● **Goal of the exercise**
Write out the opening lines of the data word for word, up to and including the line with "const highway = 'M655", and leave every picture and every later line out.

● **Data provided**
======
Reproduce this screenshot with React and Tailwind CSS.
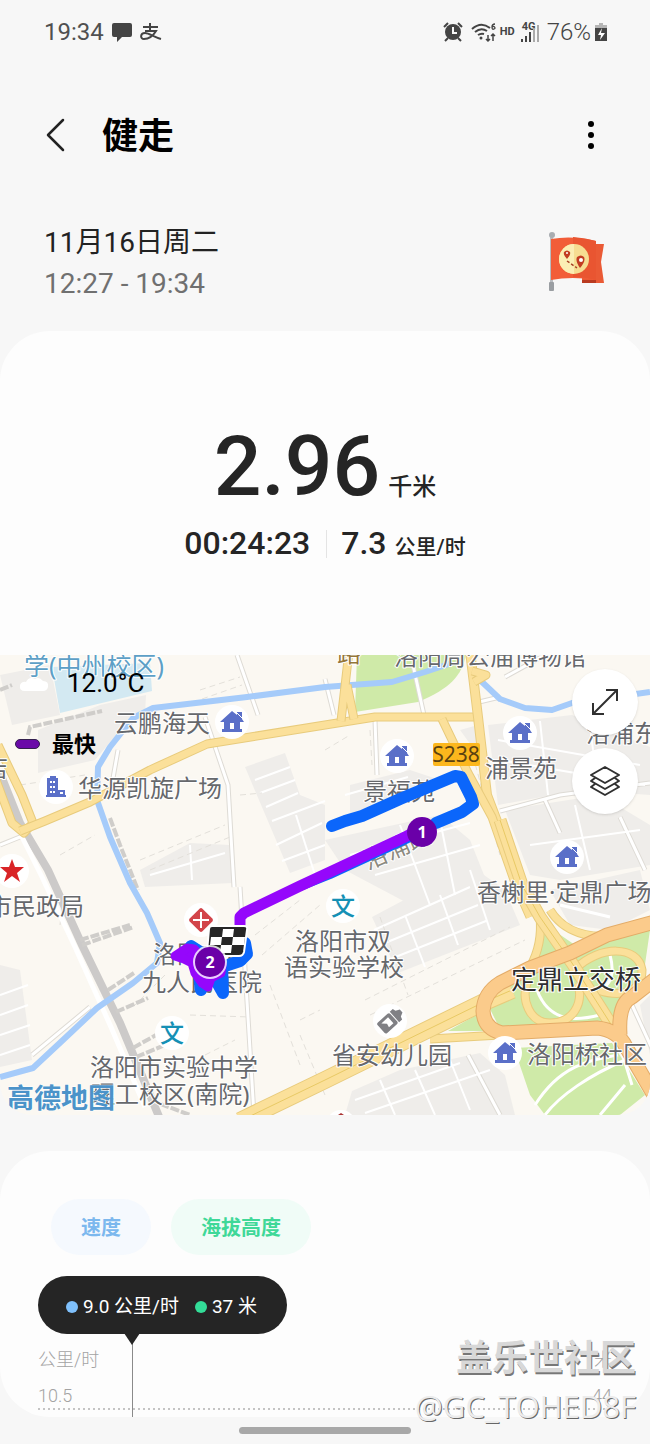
import { Fragment } from 'react';

const FONT = "font-['Roboto','Noto_Sans_CJK_SC',sans-serif]";
const MAP_FONT = "font-['Noto_Sans','Noto_Sans_CJK_SC',sans-serif]";

// points are in the map's own 650x460 space
const homes = [
  [232, 67],
  [397, 101],
  [520, 78],
  [567, 202],
  [505, 398],
];

const labels = [
  { text: '洛阳周公庙博物馆', x: 394, y: 10 },
  { text: '云鹏海天', x: 114, y: 77 },
  { text: '华源凯旋广场', x: 78, y: 142 },
  { text: '景福苑', x: 363, y: 145 },
  { text: '浦景苑', x: 485, y: 122 },
  { text: '洛浦东', x: 586, y: 87 },
  { text: '香榭里·定鼎广场', x: 477, y: 246 },
  { text: '市民政局', x: -12, y: 260 },
  { text: '洛阳市双', x: 295, y: 295 },
  { text: '语实验学校', x: 284, y: 321 },
  { text: '洛阳市第', x: 153, y: 308 },
  { text: '九人民医院', x: 142, y: 336 },
  { text: '省安幼儿园', x: 332, y: 409 },
  { text: '洛阳桥社区', x: 527, y: 408 },
  { text: '洛阳市实验中学', x: 90, y: 421 },
  { text: '理工校区(南院)', x: 91, y: 448 },
];

const roads = [
  { d: 'M-2 90 L22 140 L33 168 L24 178 L12 168 L-4 125', w: 7 },
  { d: 'M20 176 L45 166 L90 147 L150 115 L207 89 L325 70 L375 62 L478 62', w: 7 },
  { d: 'M349 -4 L341 66 M347 30 L354 64', w: 7 },
  { d: 'M470 -4 L478 62 L487 140 L506 190 L530 245', w: 8 },
  { d: 'M442 64 L468 118 L492 162 L515 228 L530 262', w: 7 },
  { d: 'M472 16 L486 20 L474 27', w: 7 },
  { d: 'M430 384 L500 380', w: 7 },
  { d: 'M528 325 C520 345 530 368 550 368 C572 368 584 350 578 328', w: 7 },
  { d: 'M575 314 C600 290 638 290 642 315 C642 340 618 342 598 335', w: 7 },
  { d: 'M540 262 C542 282 538 298 530 312', w: 7 },
  { d: 'M550 255 C564 278 590 284 618 280', w: 7 },
  { d: 'M240 466 L325 425 L392 392 L482 348 L512 335', w: 16, center: true },
  { d: 'M500 165 L522 230 L540 262 L572 308 L614 374', w: 11, center: true },
];

const highway = 'M655 267 L607 280 L570 298 L530 313 L500 328 Q484 338 483 356 Q484 374 502 378 L597 373 Q618 375 626 392 L655 442 M620 380 Q618 348 632 342 L655 324';

const streets = 'M237 0 L258 60 M205 62 L228 130 L234 232 M413 10 L424 60 M375 65 L377 120 M475 48 L500 42 M505 22 L545 0 M325 24 L334 60 M500 156 L560 140 L650 128 M545 145 L560 178 M620 162 L645 215 M110 140 L118 95 M0 190 L25 180 M240 232 L254 460 M32 400 L90 352 M468 400 L500 460 M632 350 L655 400';

const blocks = [
  'M0 20 L50 10 L60 60 L12 70 Z',
  'M38 75 L100 50 L146 40 L145 60 L112 85 L95 105 L38 118 Z',
  'M245 112 L285 98 L300 140 L325 150 L325 205 L290 218 Z',
  'M140 215 L190 188 L230 190 L233 228 L145 232 Z',
  'M460 75 L478 70 L484 108 Z',
  'M488 70 L572 60 L650 92 L650 140 L580 135 L498 150 Z',
  'M350 130 L410 115 L440 125 L350 165 Z',
  'M325 185 L440 160 L470 185 L490 235 L430 260 L345 215 Z',
  'M505 155 L600 140 L650 170 L650 210 L560 225 L530 220 Z',
  'M372 262 L470 210 L505 235 L520 270 L398 318 Z',
  'M0 310 L20 315 L32 405 L0 412 Z',
  'M352 436 L400 415 L480 398 L505 420 L515 460 L345 460 Z',
  'M550 235 L640 215 L650 255 L610 275 L570 270 Z',
  'M640 350 L650 340 V400 Z',
];

function HomePin({ x, y }) {
  return (
    <g transform={`translate(${x} ${y})`}>
      <circle r="17" fill="#fff" />
      <path d="M0 -11 L5 -7 V-10 H10 V-3 L12 0 H8 V7 H10 V10 H-10 V7 H-8 V0 H-12 Z" fill="#5a6fc8" />
      <path d="M-2 1 H2 V7 H-2 Z" fill="#fff" />
      <path d="M4 -10 L10 -4" stroke="#fff" />
    </g>
  );
}

function SchoolPin({ x, y }) {
  return (
    <g transform={`translate(${x} ${y})`}>
      <circle r="17" fill="#fff" />
      <text y="9" textAnchor="middle" className="text-2xl font-medium" fill="#1590b5">文</text>
    </g>
  );
}

function Badge({ x, y, n }) {
  return (
    <g transform={`translate(${x} ${y})`}>
      <circle r="15" fill="#6a00a8" />
      <text y="6" textAnchor="middle" className="font-['Open_Sans',sans-serif] text-base font-bold" fill="#fff">{n}</text>
    </g>
  );
}

function RouteMap() {
  return (
    <svg
      viewBox="0 0 650 460"
      preserveAspectRatio="xMidYMid slice"
      className={`block h-[460px] w-full ${MAP_FONT}`}
      role="img"
      aria-label="路线地图"
    >
      <rect width="650" height="460" fill="#fbf8f2" />

      {/* blocks and parks */}
      <path d="M52 12 L150 8 L152 36 L60 58 Z" fill="#d3e9f2" />
      {blocks.map((d) => <path key={d} d={d} fill="#efedea" />)}
      <g fill="#cfeaa8">
        <path d="M357 0 H466 C462 20 450 34 418 47 L355 57 Z" />
        <path d="M514 393 L612 388 L645 440 L620 460 H545 L530 440 Z" />
        <path d="M532 310 L546 270 L575 290 L610 280 L650 275 L642 330 L622 345 L616 370 L500 374 L488 350 Z" />
        <path d="M448 376 L480 358 L488 376 Z" />
      </g>

      {/* minor streets */}
      <path d={streets} fill="none" stroke="#dedbd5" strokeWidth="5" />
      <g fill="none" stroke="#fff" strokeWidth="3">
        <path d={streets} />
        <path d="M535 450 C560 410 590 405 618 400 M545 460 C560 440 590 420 625 405 M600 460 L625 430 M537 335 C550 370 580 365 600 360 M560 250 L610 262 M610 300 C618 330 600 340 590 330 M618 385 L632 430" />
      </g>
      <g fill="none" stroke="#fff" strokeWidth="2">
        <path d="M255 125 L290 112 M260 138 L295 125 M266 152 L298 138 M272 166 L325 146 M276 190 L322 168 M282 206 L325 190 M296 160 L315 220" />
        <path d="M150 220 L225 198 M190 190 L192 225 M345 140 L408 122 M350 200 L470 168 M375 220 L480 190 M400 170 L430 250 M440 165 L455 240" />
        <path d="M374 275 L470 232 M380 290 L478 250 M388 305 L486 266 M405 260 L425 312 M440 240 L458 290 M470 215 L490 275" />
        <path d="M498 85 L640 110 M500 105 L645 130 M540 66 L548 140 M590 72 L598 132 M530 190 L640 175 M575 150 L590 215 M355 445 L460 408 M365 458 L490 415 M380 425 L395 460 M415 415 L435 460 M450 405 L470 455" />
        <path d="M0 340 L28 330 M0 360 L28 350 M0 380 L30 370 M0 400 L30 390" />
      </g>
      <g fill="none" stroke="#e3e0da" strokeDasharray="6 4">
        <path d="M200 35 L240 22 M202 44 L242 30 M20 130 L85 120 M60 200 L95 180 M140 205 L225 170 M150 215 L230 182 M240 140 L262 138 M190 360 L250 362 M60 270 L62 250 M365 345 L510 272 M370 360 L525 285 M255 280 L300 245 M262 300 L320 250 M300 365 L320 355 M165 320 L135 350 M325 95 L350 80 M370 75 L372 110" />
        <path d="M380 262 L408 340 M470 90 L500 200 M270 330 L300 410 M205 400 L235 385 M300 380 L325 440" />
      </g>

      {/* railway with its sidings */}
      <path d="M0 118 L20 168 L48 215 L82 290 L120 368 L160 464" fill="none" stroke="#cccac9" strokeWidth="8" />
      <path d="M22 182 L42 222 L75 292 L111 372 L145 452" fill="none" stroke="#fff" strokeWidth="5" />
      <g fill="none" stroke="#cfcdca" strokeWidth="4" strokeDasharray="9 2">
        <path d="M28 80 L30 72 L102 56" />
        <path d="M110 163 L120 190 L138 235" />
        <path d="M82 290 L134 272 M80 285 L130 270" />
        <path d="M108 335 L134 318 M116 357 L148 343 M133 393 L156 380 M136 402 L165 390" />
        <path d="M0 35 L12 30 M150 445 L190 460" />
      </g>

      {/* river */}
      <g fill="none" stroke="#a5cbfa" strokeWidth="6" strokeLinejoin="round">
        <path d="M452 8 L425 17 L392 27 L325 32 L247 42 L153 53 L133 63 L110 92 L98 112 L97 145 L110 182 L130 228 L147 258 L160 288 L157 308 L133 328 L97 353 L63 385 L33 413 L0 422" />
        <path d="M481 26 L500 44 L525 53 L552 55 L572 48 L650 37" />
      </g>

      {/* main roads */}
      <g fill="none" strokeLinejoin="round">
        {roads.map(({ d, w, center }) => (
          <Fragment key={d}>
            <path d={d} stroke="#e8cb7c" strokeWidth={w + 2} />
            <path d={d} stroke="#fbe09a" strokeWidth={w} />
            {center && <path d={d} stroke="#e8c965" />}
          </Fragment>
        ))}
        <path d={highway} stroke="#e3ac68" strokeWidth="15" />
        <path d={highway} stroke="#fbcb8b" strokeWidth="13" />
      </g>

      {/* place names */}
      <g className="text-2xl" fill="#66686c" stroke="#fff" strokeWidth="2" strokeLinejoin="round" paintOrder="stroke">
        {labels.map(({ text, x, y }) => <text key={text} x={x} y={y}>{text}</text>)}
        <text x="24" y="20" className="text-[25px]" fill="#5d9fc6">学(中州校区)</text>
        <text x="337" y="7" fill="#94763a">路</text>
        <text transform="translate(368 215) rotate(-24)" fill="#8c8a80">洛浦路</text>
        <text x="-16" y="122">店</text>
      </g>
      <text x="511" y="334" className="text-[26px]" fill="#2e2e30" stroke="#fff" strokeWidth="2" paintOrder="stroke">定鼎立交桥</text>
      <rect x="433" y="88" width="47" height="23" rx="2" fill="#fcb71d" />
      <text x="456" y="107" textAnchor="middle" className="text-[21px]" fill="#5c4210">S238</text>

      {/* pins */}
      {homes.map(([x, y]) => <HomePin key={x} x={x} y={y} />)}
      <SchoolPin x={343} y={251} />
      <SchoolPin x={172} y={378} />
      <g transform="translate(56 132)">
        <circle r="17" fill="#fff" />
        <path d="M-9 -9 H-6 V-11 H0 V-9 H2 V3 H9 V8 H10 V10 H-10 V8 H-9 Z" fill="#5a6fc8" />
        <path d="M-6 -5 H-4 M-3 -5 H-1 M-6 0 H-4 M-3 0 H-1 M-6 5 H-4 M-3 5 H-1 M4 6 H7" stroke="#fff" strokeWidth="2" />
      </g>
      <g transform="translate(12 216)">
        <circle r="17" fill="#fff" />
        <path d="M0 -12 L3 -4 L12 -4 L5 2 L8 11 L0 5 L-8 11 L-5 2 L-12 -4 L-3 -4 Z" fill="#d92427" />
      </g>
      <g transform="translate(201 265)">
        <circle r="17" fill="#fff" />
        <rect x="-9" y="-9" width="18" height="18" rx="2" transform="rotate(45)" fill="#d2444a" />
        <path d="M-8 0 H8 M0 -8 V8" stroke="#fff" strokeWidth="2" />
      </g>
      <g transform="translate(390 366)">
        <circle r="17" fill="#fff" />
        <g transform="rotate(48)">
          <rect x="-7" y="-5" width="14" height="17" rx="2" fill="#808084" />
          <path d="M-7 -6 H7 V-10 L4 -11 L2 -15 H-2 L-4 -11 L-7 -10 Z" fill="#808084" />
          <path d="M-4 -1 H4 V5 L0 4 L-4 8 Z" fill="#fff" />
        </g>
      </g>
      <circle cx="341" cy="470" r="15" fill="#fff" />
      <path d="M338 460 L341 458 L344 460 Z" fill="#a33" />

      {/* recorded route, fastest part in purple */}
      <g fill="none" strokeLinecap="round" strokeLinejoin="round">
        <g stroke="#0b66fb" strokeWidth="12">
          <path d="M332 171 L345 166 L362 161 L400 144 L455 121 L461 122 L471 142 L473 149 L462 157 L436 168" />
          <path d="M410 183 L330 220 L300 232" strokeWidth="8" />
          <path d="M245 288 L247 299 L240 306 L222 312" strokeWidth="12" />
          <path d="M191 291 L205 300 M222 312 L223 338 L214 322 M199 320 L201 335" strokeWidth="12" />
        </g>
        <path d="M240 275 V262 L244 258 L300 231 L330 217 L375 196 L405 182 L416 176" stroke="#9507fb" strokeWidth="11" />
        <path d="M175 301 L181 297 L187 293 L194 294 L200 300 L222 310 L221 318 L211 323 L208 332 L202 328 L195 318 L192 308 L184 304 Z" fill="#9507fb" stroke="#9507fb" strokeWidth="9" />
      </g>
      <g transform="translate(227 286)">
        <path d="M-15 -15 H17 Q21 -15 20 -11 L17 11 Q16 15 12 15 H-18 Q-21 15 -20 11 L-18 -12 Q-18 -15 -15 -15 Z" fill="#262626" stroke="#fff" strokeWidth="2" />
        <path d="M-4 -12 H7 L6 -4 H-5 Z M-16 -4 H-5 L-6 4 H-17 Z M6 -4 H18 L17 4 H5 Z M-6 4 H5 L4 12 H-7 Z" fill="#fff" />
      </g>
      <circle cx="210" cy="307" r="17" fill="#fff" opacity="0.8" />
      <Badge x={422} y={177} n="1" />
      <Badge x={210} y={307} n="2" />

      <text x="7" y="453" className="text-[27px] font-bold" fill="#4b93c9" stroke="#fff" strokeWidth="1" paintOrder="stroke">高德地图</text>
    </svg>
  );
}

function StatusBar() {
  return (
    <div className="flex h-16 items-center justify-between pr-[43px] pl-11 text-2xl leading-6 font-light text-[#444]">
      <div className="flex items-center gap-2">
        <span className="font-normal text-[#505050]">19:34</span>
        <svg width="20" height="20" viewBox="0 0 20 20" fill="#444" aria-hidden="true">
          <path d="M2 1 H18 Q20 1 20 3 V13 Q20 15 18 15 H10 L5 20 V15 H2 Q0 15 0 13 V3 Q0 1 2 1 Z" />
        </svg>
        <svg width="22" height="18" viewBox="0 0 22 18" fill="none" stroke="#444" strokeWidth="2" aria-hidden="true">
          <path d="M3 4 H18 M10 0 V8 M5 8 H16 C13 13 8 16 4 16 C0 16 0 10 5 10 C9 10 14 14 21 16" />
        </svg>
      </div>
      <div className="flex items-center gap-1">
        <svg width="20" height="20" viewBox="0 0 20 20" fill="none" stroke="#444" strokeWidth="2" className="mr-1" aria-hidden="true">
          <circle cx="10" cy="10" r="8" fill="#444" stroke="none" />
          <path d="M1 5 L5 1 M19 5 L15 1 M5 16 L2 19 M15 16 L18 19" />
          <path d="M10 5 V11 H14" stroke="#f7f7f7" />
        </svg>
        <svg width="25" height="22" viewBox="0 0 25 22" fill="none" stroke="#444" strokeWidth="2" aria-hidden="true">
          <path d="M1 8 Q10 0 19 7 M4 11 Q10 6 16 10 M7 14 Q10 12 13 13" />
          <circle cx="10" cy="17" r="1.5" fill="#444" stroke="none" />
          <path d="M17 14 V20 M15 18 L17 20 L19 18 M22 20 V13 M20 15 L22 13 L24 15" strokeWidth="1.5" />
          <path d="M24 3 Q21 3 21 6 Q21 9 23 8 Q25 7 23 5.5 Q22 5 21 6.5" strokeWidth="1.3" />
        </svg>
        <span className="text-[11px] font-bold">HD</span>
        <div className="grid w-5 justify-items-center">
          <span className="text-[11px] leading-[10px] font-bold">4G</span>
          <svg width="18" height="10" viewBox="0 0 18 10" className="overflow-visible" aria-hidden="true">
            <path d="M2 10 V7 M6 10 V4 M10 10 V0" stroke="#444" strokeWidth="2" />
            <path d="M14 10 V-4 M18 10 V-7" stroke="#aaa" strokeWidth="2" />
          </svg>
        </div>
        <span className="ml-1">76%</span>
        <svg width="12" height="20" viewBox="0 0 12 20" aria-hidden="true">
          <path d="M4 1 H8 V3 H12 V7 H0 V3 H4 Z" fill="#b5b5b5" />
          <path d="M0 6 H12 V19 H0 Z" fill="#444" />
          <path d="M7 6 L3 13 H6 L5 18 L10 11 H6 Z" fill="#fff" />
        </svg>
      </div>
    </div>
  );
}

function FlagIcon() {
  return (
    <svg width="60" height="62" viewBox="0 0 60 62" aria-hidden="true">
      <path d="M46 14 H58 L55 32 L58 53 H36 V46 Z" fill="#ea5a35" />
      <path d="M36 50 H50 V53 H36 Z" fill="#b93a20" />
      <rect x="4" y="6" width="3" height="54" fill="#b9bcc0" />
      <circle cx="6" cy="5" r="3" fill="#a9adb1" />
      <rect x="3" y="52" width="5" height="9" rx="1" fill="#9a9ea2" />
      <path d="M5 9 Q26 5 50 11 V50 Q26 46 5 50 Z" fill="#f25d38" />
      <path d="M27 7 Q40 8 50 11 V50 Q38 47 27 47 Z" fill="#e95531" />
      <circle cx="28" cy="29" r="15" fill="#f6dd92" />
      <path d="M28 14 A15 15 0 0 0 28 44 Z" fill="#fbeeb4" />
      <path d="M21 29 Q17 25 18 22 Q21 19 24 22 Q25 25 21 29 Z M34 38 Q29 31 31 27 Q35 24 38 27 Q40 31 34 38 Z" fill="#c23c22" />
      <circle cx="21" cy="23" r="1" fill="#fff" />
      <circle cx="35" cy="30" r="2" fill="#fff" />
      <path d="M21 31 L31 38" stroke="#a84024" strokeWidth="1.5" strokeDasharray="3 2" />
    </svg>
  );
}

function Summary() {
  return (
    <section className="flex h-[324px] flex-col items-center rounded-t-[50px] bg-[#fdfdfd] pt-[90px] font-medium text-[#252525]">
      <p className="flex items-baseline gap-2">
        <span className="text-[84px] leading-[92px]">2.96</span>
        <span className="text-2xl">千米</span>
      </p>
      <div className="mt-2 flex items-baseline text-[32px] leading-[44px]">
        <span>00:24:23</span>
        <span className="mr-[14px] ml-4 h-7 w-px translate-y-1 bg-[#e4e4e4]" />
        <span>7.3</span>
        <span className="ml-2 text-[21px]">公里/时</span>
      </div>
    </section>
  );
}

function MapPanel() {
  const round = 'flex size-[66px] items-center justify-center rounded-full bg-white shadow-sm';
  return (
    <section className="relative overflow-hidden rounded-b-[32px]">
      <RouteMap />
      <div className="absolute top-3 left-[15px] flex flex-col gap-5 text-black">
        <div className="flex h-8 items-center gap-[18px]">
          <svg width="34" height="22" viewBox="0 0 34 22" fill="#fff" aria-hidden="true">
            <path d="M10 19 Q4 19 5 13 Q7 9 11 10 Q14 4 20 7 Q24 4 28 9 Q34 9 33 15 Q32 19 28 19 Z" />
          </svg>
          <span className="text-[26px]">12.0°C</span>
        </div>
        <div className="flex h-[50px] items-center gap-3">
          <span className="h-[10px] w-[25px] rounded-full border border-[#33204d] bg-[#6a0aa8]" />
          <span className="text-[22px] font-bold">最快</span>
        </div>
      </div>
      <div className="absolute top-[14px] right-3 flex flex-col gap-[13px]">
        <button type="button" className={round} aria-label="展开地图">
          <svg width="28" height="28" viewBox="0 0 28 28" fill="none" stroke="#303030" strokeWidth="2" aria-hidden="true">
            <path d="M2 26 L26 2 M15 2 H26 V13 M2 15 V26 H13" />
          </svg>
        </button>
        <button type="button" className={round} aria-label="图层">
          <svg width="32" height="32" viewBox="0 0 32 32" fill="none" stroke="#303030" strokeWidth="2" strokeLinejoin="round" aria-hidden="true">
            <path d="M16 2 L30 10 L16 18 L2 10 Z M6 13 L2 16 L16 24 L30 16 L26 13 M6 19 L2 22 L16 30 L30 22 L26 19" />
          </svg>
        </button>
      </div>
    </section>
  );
}

function ChartCard() {
  return (
    <section className="mt-9 h-[266px] rounded-[50px] bg-[#fdfdfd] px-[38px] pt-[48px]">
      <div className="flex gap-5 pl-[13px] text-xl font-bold">
        <button type="button" className="h-14 rounded-full bg-[#f5f9fe] px-[30px] pt-[2px] text-[#7cb8ee]">速度</button>
        <button type="button" className="h-14 rounded-full bg-[#f0fcf7] px-[30px] pt-[2px] text-[#3fd898]">海拔高度</button>
      </div>
      <div className="relative mt-[21px] flex h-[58px] w-[249px] items-center rounded-full bg-[#252525] pt-1 pl-7 text-[19px] text-white">
        <span className="mr-[5px] size-3 rounded-full bg-[#7fc0fb]" />
        9.0 公里/时
        <span className="mr-[5px] ml-4 size-3 rounded-full bg-[#33dd98]" />
        37 米
        <div className="absolute top-[57px] left-[94px] h-[84px] w-px bg-[#8a8a8a]" />
        <svg width="16" height="12" viewBox="0 0 16 12" className="absolute top-[57px] left-[86px]" aria-hidden="true">
          <path d="M0 0 H16 L8 12 Z" fill="#252525" />
        </svg>
      </div>
      <div className="flex justify-between pt-2 text-lg leading-9 font-light text-[#a3a3a3]">
        <div>
          <p>公里/时</p>
          <p>10.5</p>
        </div>
        <div className="text-right">
          <p>米</p>
          <p>44</p>
        </div>
      </div>
      <svg width="100%" height="2" className="-mt-[6px] block" aria-hidden="true">
        <line x1="0" x2="100%" y1="1" y2="1" stroke="#c4c4c4" strokeWidth="2" strokeDasharray="2 3" />
      </svg>
    </section>
  );
}

export default function App() {
  return (
    <div className={`relative bg-[#f7f7f7] ${FONT}`}>
      <StatusBar />
      <header className="flex h-[142px] items-center pr-[50px] pl-[46px]">
        <button type="button" aria-label="返回">
          <svg width="20" height="34" viewBox="0 0 20 34" fill="none" stroke="#222" strokeWidth="2.5" strokeLinecap="round" strokeLinejoin="round" aria-hidden="true">
            <path d="M17 2 L2 17 L17 32" />
          </svg>
        </button>
        <h1 className="ml-9 pt-1 text-4xl font-bold text-black">健走</h1>
        <button type="button" className="ml-auto" aria-label="更多">
          <svg width="18" height="30" viewBox="0 0 18 30" aria-hidden="true">
            <circle cx="9" cy="4" r="3" />
            <circle cx="9" cy="15" r="3" />
            <circle cx="9" cy="26" r="3" />
          </svg>
        </button>
      </header>
      <div className="flex h-[125px] items-start justify-between pt-4 pr-11 pl-11">
        <div className="text-[28px] leading-[41px]">
          <p className="text-[#222]">11月16日周二</p>
          <p className="text-[#707070]">12:27 - 19:34</p>
        </div>
        <div className="mt-2">
          <FlagIcon />
        </div>
      </div>
      <main>
        <Summary />
        <MapPanel />
        <ChartCard />
      </main>
      <div className="flex h-[27px] items-center justify-center">
        <div className="h-[7px] w-[172px] rounded-full bg-[#a8a8a8]" />
      </div>
      <div className="absolute right-[14px] bottom-[14px] text-right">
        <p className="text-4xl leading-[46px] font-bold text-[#d8d8d8] [text-shadow:1px_2px_0_#777]">盖乐世社区</p>
        <p className="text-[31px] leading-[48px] text-[#ececec] font-['Open_Sans',sans-serif] [text-shadow:1px_1px_0_#666]">@GC_TOHED8F</p>
      </div>
    </div>
  );
}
======
● **Finished exercise**
Reproduce this screenshot with React and Tailwind CSS.
import { Fragment } from 'react';

const FONT = "font-['Roboto','Noto_Sans_CJK_SC',sans-serif]";
const MAP_FONT = "font-['Noto_Sans','Noto_Sans_CJK_SC',sans-serif]";

// points are in the map's own 650x460 space
const homes = [
  [232, 67],
  [397, 101],
  [520, 78],
  [567, 202],
  [505, 398],
];

const labels = [
  { text: '洛阳周公庙博物馆', x: 394, y: 10 },
  { text: '云鹏海天', x: 114, y: 77 },
  { text: '华源凯旋广场', x: 78, y: 142 },
  { text: '景福苑', x: 363, y: 145 },
  { text: '浦景苑', x: 485, y: 122 },
  { text: '洛浦东', x: 586, y: 87 },
  { text: '香榭里·定鼎广场', x: 477, y: 246 },
  { text: '市民政局', x: -12, y: 260 },
  { text: '洛阳市双', x: 295, y: 295 },
  { text: '语实验学校', x: 284, y: 321 },
  { text: '洛阳市第', x: 153, y: 308 },
  { text: '九人民医院', x: 142, y: 336 },
  { text: '省安幼儿园', x: 332, y: 409 },
  { text: '洛阳桥社区', x: 527, y: 408 },
  { text: '洛阳市实验中学', x: 90, y: 421 },
  { text: '理工校区(南院)', x: 91, y: 448 },
];

const roads = [
  { d: 'M-2 90 L22 140 L33 168 L24 178 L12 168 L-4 125', w: 7 },
  { d: 'M20 176 L45 166 L90 147 L150 115 L207 89 L325 70 L375 62 L478 62', w: 7 },
  { d: 'M349 -4 L341 66 M347 30 L354 64', w: 7 },
  { d: 'M470 -4 L478 62 L487 140 L506 190 L530 245', w: 8 },
  { d: 'M442 64 L468 118 L492 162 L515 228 L530 262', w: 7 },
  { d: 'M472 16 L486 20 L474 27', w: 7 },
  { d: 'M430 384 L500 380', w: 7 },
  { d: 'M528 325 C520 345 530 368 550 368 C572 368 584 350 578 328', w: 7 },
  { d: 'M575 314 C600 290 638 290 642 315 C642 340 618 342 598 335', w: 7 },
  { d: 'M540 262 C542 282 538 298 530 312', w: 7 },
  { d: 'M550 255 C564 278 590 284 618 280', w: 7 },
  { d: 'M240 466 L325 425 L392 392 L482 348 L512 335', w: 16, center: true },
  { d: 'M500 165 L522 230 L540 262 L572 308 L614 374', w: 11, center: true },
];

const highway = 'M655 267 L607 280 L570 298 L530 313 L500 328 Q484 338 483 356 Q484 374 502 378 L597 373 Q618 375 626 392 L655 442 M620 380 Q618 348 632 342 L655 324';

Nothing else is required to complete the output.